The Albanese government is releasing its response to the late MP Peta Murphy's landmark gambling inquiry on budget day - a move critics say is designed to bury uncomfortable recommendations under the tsunami of budget coverage.
Classic political burial. Labor commissioned a serious inquiry into Australia's gambling addiction crisis, got recommendations they don't like, and are now releasing their response when no one will notice. Peta Murphy deserved better. So do gambling addicts.
The Murphy report, according to the ABC, called for sweeping reforms to address Australia's gambling crisis, including significant restrictions on poker machine design, advertising bans, and mandatory pre-commitment systems.
Peta Murphy, the late Labor MP who chaired the inquiry before her death from cancer, spent years investigating Australia's gambling industry.
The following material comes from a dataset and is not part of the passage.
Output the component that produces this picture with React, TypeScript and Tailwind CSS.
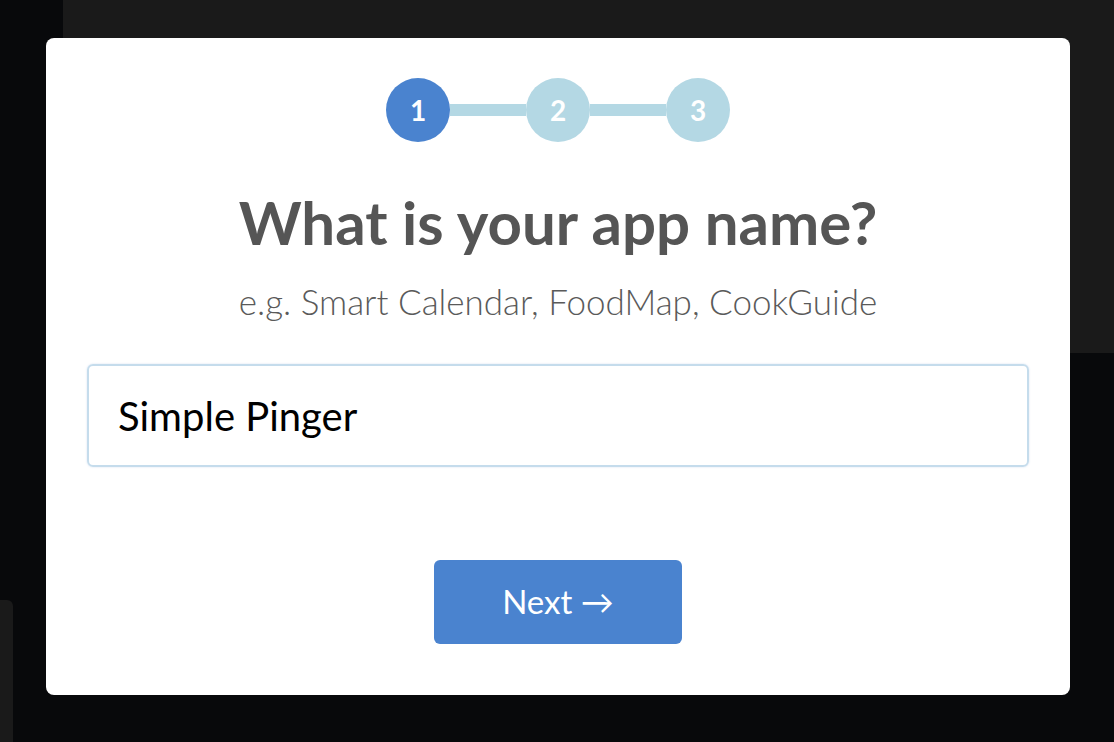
import { useState } from 'react';

const steps = [1, 2, 3];

export default function App() {
  const [appName, setAppName] = useState('Simple Pinger');
  const current = 1;

  return (
    <div className="relative h-[742px] w-full overflow-hidden bg-[#08090b] font-['Lato','Liberation_Sans',sans-serif]">
      {/* page behind the overlay */}
      <div className="absolute left-[63px] right-0 top-0 h-[353px] bg-[#1a1a1a]" />
      <div className="absolute bottom-0 left-0 top-[600px] w-[13px] rounded-tr-[6px] bg-[#1a1a1a]" />

      {/* wizard modal */}
      <div className="absolute left-[46px] top-[38px] flex h-[657px] w-[1024px] flex-col items-center rounded-[8px] bg-white">
        <div className="mt-[40px] flex items-center">
          {steps.map((n, i) => (
            <div key={n} className="flex items-center">
              {i > 0 && <div className="h-[12px] w-[76px] bg-[#b4d8e4]" />}
              <div
                className={
                  n === current
                    ? 'flex h-[64px] w-[64px] items-center justify-center rounded-full bg-[#4a83cf] text-[28px] font-bold text-white'
                    : 'flex h-[64px] w-[64px] items-center justify-center rounded-full bg-[#b4d8e4] text-[28px] font-bold text-white'
                }
              >
                {n}
              </div>
            </div>
          ))}
        </div>

        <h1 className="mt-[43px] text-[60px] font-bold leading-[74px] text-[#555555]">What is your app name?</h1>
        <p className="mt-[20px] text-[35px] font-light leading-[44px] text-[#5a5a5a]">
          e.g. Smart Calendar, FoodMap, CookGuide
        </p>

        <div className="mt-[41px] w-full px-[41px]">
          <input
            value={appName}
            onChange={(e) => setAppName(e.target.value)}
            className="h-[103px] w-full rounded-[6px] border-2 border-[#c5dcec] px-[29px] text-[40px] text-black shadow-[0_0_2px_rgba(74,131,207,0.25)] outline-none"
          />
        </div>

        <button className="mt-[93px] flex h-[84px] w-[248px] items-center justify-center rounded-[6px] bg-[#4a83cf] text-[33px] text-white">
          Next →
        </button>
      </div>
    </div>
  );
}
Her committee heard devastating testimony from gambling addicts, families destroyed by poker machine losses, and experts who detailed how the industry engineers addiction.
The report's recommendations were not subtle: ban gambling advertising, redesign poker machines to reduce their addictive features, implement mandatory pre-commitment systems that limit losses, and significantly increase support for gambling addiction services.
They were also politically toxic. The gambling industry is a major donor to both major parties, particularly through clubs and pubs that rely on poker machine revenue. Implementing Murphy's recommendations would cost the industry billions - and they've made clear they'll fight it.
So the government is releasing their response on budget day, when every media outlet will be focused on tax changes, spending announcements, and surplus projections. Gambling reform will be buried on page 12, if it's covered at all.
The timing is not accidental. Budget day is the biggest news day of the political year. Releasing anything else guarantees it gets minimal attention. That's why governments use it to dump bad news, reject inquiries they commissioned, and quietly shelve uncomfortable recommendations.